• _Stated goal_
Set down exactly, please, each line from the one containing "Write the React" through the one containing "import React from", both lines included, and no other line.

• _Data excerpts_
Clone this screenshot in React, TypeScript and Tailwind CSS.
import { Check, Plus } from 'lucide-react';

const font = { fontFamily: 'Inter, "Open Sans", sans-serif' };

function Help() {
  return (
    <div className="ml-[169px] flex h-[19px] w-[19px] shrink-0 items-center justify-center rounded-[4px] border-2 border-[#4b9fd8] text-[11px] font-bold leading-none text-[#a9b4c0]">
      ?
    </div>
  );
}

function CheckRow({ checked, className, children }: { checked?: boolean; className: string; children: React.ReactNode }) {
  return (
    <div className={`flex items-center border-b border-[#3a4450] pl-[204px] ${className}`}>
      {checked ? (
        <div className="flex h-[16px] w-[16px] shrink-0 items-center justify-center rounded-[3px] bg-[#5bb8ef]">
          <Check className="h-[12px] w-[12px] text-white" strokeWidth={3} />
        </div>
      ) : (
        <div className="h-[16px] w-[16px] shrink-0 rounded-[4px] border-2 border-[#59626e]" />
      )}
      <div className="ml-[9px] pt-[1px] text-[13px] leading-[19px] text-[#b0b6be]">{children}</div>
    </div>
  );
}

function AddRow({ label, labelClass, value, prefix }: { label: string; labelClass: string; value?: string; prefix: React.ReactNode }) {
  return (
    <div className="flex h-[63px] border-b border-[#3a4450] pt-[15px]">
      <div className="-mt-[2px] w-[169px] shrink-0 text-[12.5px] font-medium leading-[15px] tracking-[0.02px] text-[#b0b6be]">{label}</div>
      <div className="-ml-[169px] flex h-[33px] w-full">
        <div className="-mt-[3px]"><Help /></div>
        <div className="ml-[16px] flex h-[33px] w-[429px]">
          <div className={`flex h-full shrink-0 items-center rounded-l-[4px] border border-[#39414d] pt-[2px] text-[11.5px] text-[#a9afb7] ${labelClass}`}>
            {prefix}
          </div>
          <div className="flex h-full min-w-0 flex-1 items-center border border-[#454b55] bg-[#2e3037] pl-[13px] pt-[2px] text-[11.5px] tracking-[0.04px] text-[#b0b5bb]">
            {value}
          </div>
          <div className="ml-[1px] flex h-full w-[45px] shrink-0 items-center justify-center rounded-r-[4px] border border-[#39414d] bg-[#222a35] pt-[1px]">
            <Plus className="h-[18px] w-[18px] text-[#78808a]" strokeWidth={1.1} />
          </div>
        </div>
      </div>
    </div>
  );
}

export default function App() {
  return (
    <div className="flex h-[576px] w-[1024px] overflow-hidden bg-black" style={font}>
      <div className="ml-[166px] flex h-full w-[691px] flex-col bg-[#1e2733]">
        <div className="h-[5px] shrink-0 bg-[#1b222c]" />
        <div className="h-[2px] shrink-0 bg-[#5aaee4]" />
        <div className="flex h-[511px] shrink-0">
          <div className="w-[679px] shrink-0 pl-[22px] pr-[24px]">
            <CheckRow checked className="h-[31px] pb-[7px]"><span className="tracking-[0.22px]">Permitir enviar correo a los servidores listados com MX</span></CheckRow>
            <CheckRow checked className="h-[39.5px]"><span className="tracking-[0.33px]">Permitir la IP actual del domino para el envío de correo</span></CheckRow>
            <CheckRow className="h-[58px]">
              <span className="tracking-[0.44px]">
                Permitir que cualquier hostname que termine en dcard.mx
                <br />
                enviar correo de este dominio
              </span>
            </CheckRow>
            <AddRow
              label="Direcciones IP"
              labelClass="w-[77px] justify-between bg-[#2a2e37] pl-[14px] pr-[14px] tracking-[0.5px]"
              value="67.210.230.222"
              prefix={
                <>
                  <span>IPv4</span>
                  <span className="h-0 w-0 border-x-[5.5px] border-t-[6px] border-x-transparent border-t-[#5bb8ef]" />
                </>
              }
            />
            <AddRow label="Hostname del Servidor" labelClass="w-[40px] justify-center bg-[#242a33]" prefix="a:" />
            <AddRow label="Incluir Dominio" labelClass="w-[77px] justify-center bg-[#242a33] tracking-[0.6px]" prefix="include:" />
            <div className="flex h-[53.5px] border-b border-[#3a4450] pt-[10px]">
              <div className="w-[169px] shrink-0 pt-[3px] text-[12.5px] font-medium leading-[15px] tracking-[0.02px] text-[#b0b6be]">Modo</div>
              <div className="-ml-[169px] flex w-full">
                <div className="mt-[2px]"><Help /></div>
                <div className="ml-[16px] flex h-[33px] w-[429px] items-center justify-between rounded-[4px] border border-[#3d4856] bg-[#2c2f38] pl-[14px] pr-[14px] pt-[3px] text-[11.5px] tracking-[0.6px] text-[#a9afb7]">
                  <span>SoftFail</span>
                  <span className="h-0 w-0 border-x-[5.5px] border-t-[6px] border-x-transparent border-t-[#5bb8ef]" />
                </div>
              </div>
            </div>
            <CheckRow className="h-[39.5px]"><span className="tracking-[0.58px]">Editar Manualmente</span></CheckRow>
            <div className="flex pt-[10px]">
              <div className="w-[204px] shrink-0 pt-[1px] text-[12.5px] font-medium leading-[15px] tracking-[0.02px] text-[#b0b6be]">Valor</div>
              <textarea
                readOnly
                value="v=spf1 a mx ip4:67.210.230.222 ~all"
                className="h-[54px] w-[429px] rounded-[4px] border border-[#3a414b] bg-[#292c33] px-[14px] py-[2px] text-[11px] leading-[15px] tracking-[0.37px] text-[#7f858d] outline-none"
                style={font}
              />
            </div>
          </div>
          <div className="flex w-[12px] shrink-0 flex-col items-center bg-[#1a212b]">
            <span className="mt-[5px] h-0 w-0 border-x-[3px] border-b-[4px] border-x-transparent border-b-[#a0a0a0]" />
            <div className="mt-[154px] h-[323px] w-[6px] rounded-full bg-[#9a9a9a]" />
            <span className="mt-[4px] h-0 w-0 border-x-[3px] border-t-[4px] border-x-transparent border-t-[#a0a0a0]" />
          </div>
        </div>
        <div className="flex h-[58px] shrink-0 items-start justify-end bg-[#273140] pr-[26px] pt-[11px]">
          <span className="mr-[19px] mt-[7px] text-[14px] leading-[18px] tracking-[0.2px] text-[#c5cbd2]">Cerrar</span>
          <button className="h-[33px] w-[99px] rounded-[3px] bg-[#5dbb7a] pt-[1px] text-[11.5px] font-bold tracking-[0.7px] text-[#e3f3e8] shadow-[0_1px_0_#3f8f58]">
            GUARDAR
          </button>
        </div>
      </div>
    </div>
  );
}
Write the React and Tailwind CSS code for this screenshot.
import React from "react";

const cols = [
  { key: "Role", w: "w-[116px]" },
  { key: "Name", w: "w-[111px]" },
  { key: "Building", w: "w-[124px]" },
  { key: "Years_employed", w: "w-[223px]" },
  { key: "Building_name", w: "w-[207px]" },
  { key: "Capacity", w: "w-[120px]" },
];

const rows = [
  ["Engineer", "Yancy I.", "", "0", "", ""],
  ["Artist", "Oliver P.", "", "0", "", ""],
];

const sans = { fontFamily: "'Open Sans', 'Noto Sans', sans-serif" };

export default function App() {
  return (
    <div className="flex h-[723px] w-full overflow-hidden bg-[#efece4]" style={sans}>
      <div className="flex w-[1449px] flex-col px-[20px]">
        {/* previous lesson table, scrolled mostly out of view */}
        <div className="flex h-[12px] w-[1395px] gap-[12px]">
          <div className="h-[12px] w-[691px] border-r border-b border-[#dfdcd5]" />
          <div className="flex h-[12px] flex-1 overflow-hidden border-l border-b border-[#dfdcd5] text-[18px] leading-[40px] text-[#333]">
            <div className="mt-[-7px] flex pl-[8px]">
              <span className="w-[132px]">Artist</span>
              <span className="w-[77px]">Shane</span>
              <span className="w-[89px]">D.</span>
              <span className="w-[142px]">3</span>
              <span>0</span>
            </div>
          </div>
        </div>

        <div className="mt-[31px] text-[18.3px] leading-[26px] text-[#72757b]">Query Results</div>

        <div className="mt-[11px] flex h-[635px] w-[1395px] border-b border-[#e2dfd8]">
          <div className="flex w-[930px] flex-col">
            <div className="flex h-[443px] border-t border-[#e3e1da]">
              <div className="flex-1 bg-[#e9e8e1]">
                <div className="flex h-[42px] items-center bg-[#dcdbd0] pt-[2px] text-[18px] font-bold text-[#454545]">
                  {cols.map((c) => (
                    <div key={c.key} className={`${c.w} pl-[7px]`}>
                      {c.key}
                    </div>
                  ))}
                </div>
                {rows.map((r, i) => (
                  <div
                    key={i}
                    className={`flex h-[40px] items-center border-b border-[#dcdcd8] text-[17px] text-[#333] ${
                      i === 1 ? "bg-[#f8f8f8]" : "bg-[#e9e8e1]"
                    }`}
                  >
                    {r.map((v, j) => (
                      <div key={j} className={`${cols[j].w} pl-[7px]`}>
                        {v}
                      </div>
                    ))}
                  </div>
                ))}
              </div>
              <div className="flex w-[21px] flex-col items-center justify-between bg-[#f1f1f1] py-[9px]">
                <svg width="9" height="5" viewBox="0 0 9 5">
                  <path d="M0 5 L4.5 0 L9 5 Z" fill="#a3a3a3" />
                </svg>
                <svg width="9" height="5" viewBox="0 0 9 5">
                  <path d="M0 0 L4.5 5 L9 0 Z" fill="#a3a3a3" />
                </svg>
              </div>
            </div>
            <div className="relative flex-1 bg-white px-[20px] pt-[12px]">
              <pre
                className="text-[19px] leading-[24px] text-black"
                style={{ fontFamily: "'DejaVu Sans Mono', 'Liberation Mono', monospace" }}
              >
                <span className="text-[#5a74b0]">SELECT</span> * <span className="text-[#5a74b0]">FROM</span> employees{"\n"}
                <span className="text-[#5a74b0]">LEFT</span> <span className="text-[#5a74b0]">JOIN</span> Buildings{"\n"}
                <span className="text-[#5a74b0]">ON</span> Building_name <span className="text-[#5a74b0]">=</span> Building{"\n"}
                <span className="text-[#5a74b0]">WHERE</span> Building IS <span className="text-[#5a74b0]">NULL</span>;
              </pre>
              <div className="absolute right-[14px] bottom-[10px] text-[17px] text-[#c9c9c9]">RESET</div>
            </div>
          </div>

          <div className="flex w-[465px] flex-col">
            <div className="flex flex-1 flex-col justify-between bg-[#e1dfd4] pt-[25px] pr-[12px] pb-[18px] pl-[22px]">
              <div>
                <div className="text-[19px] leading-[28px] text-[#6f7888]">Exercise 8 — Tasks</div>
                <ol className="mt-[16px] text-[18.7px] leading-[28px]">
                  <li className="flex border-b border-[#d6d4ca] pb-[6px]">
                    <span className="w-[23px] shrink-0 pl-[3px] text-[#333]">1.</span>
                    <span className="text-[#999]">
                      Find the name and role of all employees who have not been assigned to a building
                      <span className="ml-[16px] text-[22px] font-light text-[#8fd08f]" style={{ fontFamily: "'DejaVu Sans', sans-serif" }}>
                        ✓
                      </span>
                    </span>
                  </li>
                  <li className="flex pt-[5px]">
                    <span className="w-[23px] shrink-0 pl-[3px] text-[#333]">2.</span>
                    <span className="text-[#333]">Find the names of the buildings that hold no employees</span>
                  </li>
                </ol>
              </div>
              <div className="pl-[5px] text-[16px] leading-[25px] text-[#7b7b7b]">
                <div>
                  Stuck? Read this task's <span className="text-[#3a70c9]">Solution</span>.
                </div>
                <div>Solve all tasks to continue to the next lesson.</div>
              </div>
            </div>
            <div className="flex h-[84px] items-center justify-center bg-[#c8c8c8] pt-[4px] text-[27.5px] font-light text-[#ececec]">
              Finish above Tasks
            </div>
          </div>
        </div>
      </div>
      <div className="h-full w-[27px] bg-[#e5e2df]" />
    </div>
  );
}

• _Output for this exercise_
Write the React and Tailwind CSS code for this screenshot.
import React from "react";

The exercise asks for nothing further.